Mauks-kúria reposa en silencio en el pequeño pueblo de Mohora, arropado por el norte de Hungría, con una elegancia serena y discreta que puede sorprender incluso a los viajeros más curtidos. No es un palacio ostentoso con pavos reales ni salones de baile brillantes, sino un ejemplo conmovedor de gentileza rural como la que pertenecía a la pequeña nobleza húngara del siglo XIX. Levantada en 1830, según coinciden la mayoría de fuentes, la mansión es un homenaje a la resiliencia y al romanticismo que definen gran parte del paisaje del norte húngaro. La historia de Mauks-kúria va de la mano de la poesía y la nostalgia gracias a su visitante más célebre: Madách Imre, autor del emblemático drama “La tragedia del hombre” y uno de los grandes de la literatura húngara.
La familia Mauks, que da nombre a la mansión, formaba parte de la nobleza terrateniente de la región. Durante décadas fue el eje de la vida en Mohora, implicándose en todo: desde la política local hasta reformas sociales. Pero lo que de verdad da carácter y legado a la casa es el vínculo que aquí se forjó entre Imre Madách y su prima, Mauks Ilona. Ilona no fue solo musa: fue confidente, inspiración intelectual temprana y, más tarde, la esposa de Madách. Las paredes aún parecen guardar huellas de veladas de poesía improvisadas, debates intensos y las esperanzas compartidas de un mundo que cambiaba deprisa. Al recorrer sus estancias, casi se puede oír el eco de aquellas conversaciones vibrantes deslizándose por el aire.
La arquitectura de Mauks-kúria no presume; de hecho, a primera vista es sobria, pero recompensa a quien mira con calma. Construida en estilo clasicista, tan de moda a inicios del XIX, luce muros gruesos, ventanales altos y una fachada simétrica con una ornamentación contenida. La entrada principal, enmarcada por columnas ajadas, se abre a un corredor largo del que se desprenden estancias espaciosas a ambos lados. Pese a las reparaciones y cuidadas restauraciones del último siglo, la autenticidad sigue intacta. Las viejas tarimas crujen bajo los pies, banda sonora tenue del paso del tiempo. Se conservan varias piezas originales: mesas robustas donde los Mauks se reunían a cenar; un escritorio que la tradición atribuye al propio Madách Imre; retratos de la familia que acompañan en silencio el salón.

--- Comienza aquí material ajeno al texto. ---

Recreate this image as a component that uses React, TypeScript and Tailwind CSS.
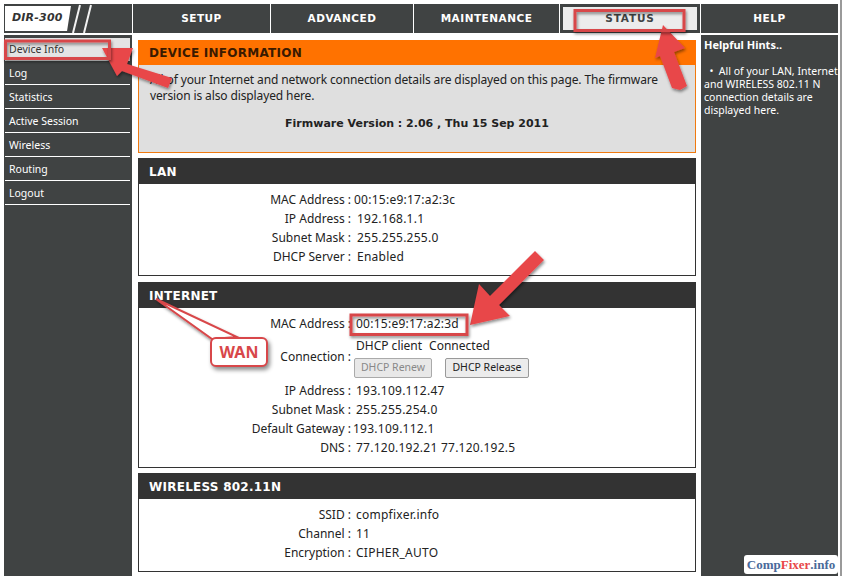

Para los amantes de la literatura húngara, o para quien valora los lugares donde las historias empapan el ladrillo, Mauks-kúria es casi una peregrinación. Imre Madách empezó a visitar Mohora de niño y, en muchos sentidos, la mansión fue su refugio en épocas turbulentas. Los lazos con “La tragedia del hombre” van mucho más allá de una simple placa: algunos estudiosos sospechan que el aliento filosófico y expansivo de la obra nació en sus largos paseos por la zona, regresando luego al abrazo cálido y lector de la casa de los Mauks. Para quien visita, hay una ternura especial en contemplar cartas desvaídas, reliquias familiares y objetos personales de personas cuyos nombres hoy ocupan un lugar mayúsculo en la cultura húngara.
Los alrededores de la mansión también piden paso. Sin ser un jardín rígidamente formal, desprenden el encanto de lo cultivado y lo silvestre a la vez: parterres que se desbordan, castaños centenarios que regalan una sombra densa, y de vez en cuando, un guiño a colinas lejanas. Aquí se palpa lo atemporal: una calma rural que persiste al margen de lo que ocurra fuera del pueblo. En primavera y verano, el canto de los pájaros lo llena todo; en otoño, una luz dorada mansa acaricia cada rincón. Es fácil imaginar los ratos más ligeros de las familias Mauks y Madách: niños jugando al escondite, o tardes eternas leyendo bajo un dosel de hojas.
Visitar Mauks-kúria es, en cierto modo, como entrar en una historia familiar conocida pero medio olvidada. Los cuidadores suelen recibir con una orgullosa amabilidad y están deseando compartir anécdotas y detalles poco sabidos sobre Mohora y el linaje de los Mauks. Puede que te señalen dónde se plantaron las últimas rosas, o que recuerden los días en que la mansión acogía a poetas, pensadores y políticos en sus estancias acogedoras. No hay espectáculo grandilocuente: hay una autenticidad honesta, un sentido del lugar forjado por generaciones de memoria, literatura y perseverancia tranquila. Cualquier viajero con debilidad por la historia, las letras o la belleza melancólica del campo encontrará aquí algo que saborear entre estos viejos muros.